If OEIS doesn’t specifically ID this, it isn’t worth studying on its own. Just make the numbers positive and go to town on generating identities.
I gotta say “Huh?” as well. You show a formula that produces the wrong answer for sqrt(-1) and then you say it “doesn’t require” the correct answer. I have no idea what you mean by that.
One could also argue that if T(0) = 0, T(1) = 1, T(2) = 3, T(n) = 0 + 1 + … + n, then when you sum from zero to a negative index you pick up a minus sign, so T(-1) = 0, T(-2) = 1, etc. (T(n) = (n^2 + n)/2 for all n in this case), and the “negative triangular numbers” are the same as the positive triangular numbers after a change of index.
Why not? In quadrant 3 there is a square with an altitude of -5 and a base of -5. Is the nature of it’s area identical to a 5 by 5 square in quadrant 1?
Using the algorithm above:
-25^.5 = 2*((-25/2)-(-10) = -5
(I am aware that this contradicts elementary math)
False arithmetic is… false. Note that the square of an integer number is never negative. Other than that, your identity seems to amount to n = 2(n^2/2 - (n^2 - n)/2) or n = 2(-n^2/2 + (n^2 + n)/2).
I don’t know much math, but I’m getting the impression that what happened here is a demonstration of the difference between ‘i’ (imaginary numbers) and what I’ll call ‘f’ (fake numbers).
One thing we do see in all this is that under some circumstances it makes sense to define the sum of f(k) as k runs from 0 to n, where n < 0, as -f(-1) - f(-2) - … -f(-n+1).
If you are expecting square roots with what you have in the first post that is why you are having problems finding information.
square sqrt(-5) == √5*ⅈ
The reason you aren’t finding anything is because you are trying to avoid imaginary numbers. Just replace the term imaginary with complex in your mind and you will find a lot.
There is nothing imaginary about i, and it is used everywhere.
Nature of it’s area? That’s a philosophical discussion of some kind.
Starting with a positive-area square in quadrant 1, we can flip it across the X axis to put it in quadrant 4. It now has a negative height and positive width, and so a negative area.

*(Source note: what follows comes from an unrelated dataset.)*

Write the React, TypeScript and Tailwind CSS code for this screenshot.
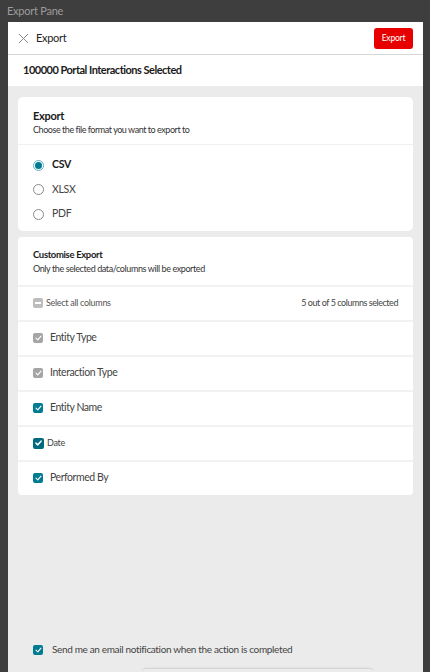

Or, we can just consider that we’ve taken the mirror-image of the shape and that it has negative area for that reason.
We can then flip across the Y axis to give it a negative width. Negative width times negative height makes positive area. Alternatively, the negative-area shape mirrored goes back to being positive-area. Both ways of looking at it are consistent.
No it doesn’t . It just trivially just restores the negative to the front after taking the square root of the absolute.
What if I square root your bank balance ? If its in the +ve thats fine.
If its negative, what , do you suddenly turn a debt (you owing money) into +ive balance, you being owed money ?
Its already been said, the -ve version of your triangular series is trivial. And its trivial to have "if ( x < 0 ) sqrt_x= -1 * sqrt(-1 * x ) else sqrt_x = sqrt(x) "
Its overcomplicating it to say he needs to use complex numbers. Its still going to require an arbitrary correction for the negative case.
Also I should point out, be careful about floating point on computers.
Floating point numbers in computers are finite. Being finite numbers a large number of postulates like they are not associative nor distributive.
These rules do not necessarily hold in computer floating point arithmetic.
Associative: A*(BC) = (AB)*C
Distributive: (A+B)C = AC + BC
-25**(1/2) == -5 only in floating point.
But that .5 in the -25^.5 you have above is really significand * base ^ exponant or 510**-1
You really need to use either complex numbers, or a symbolic math function to mess around with these types of numbers on a computer.
-25^.5 == sqrt(-25) ==5⋅ⅈ
-1^.5 == sqrt(-1) == ⅈ
That last one is the identity of ⅈ and this all just works in the complex plane.
Floating point or not, many calculators and computers are going to evaluate -25**(1/2) or -25^(1/2) or -25^.5 as -5, simply because the order of operations they’re programmed to follow specifies that exponents are evaluated before the -.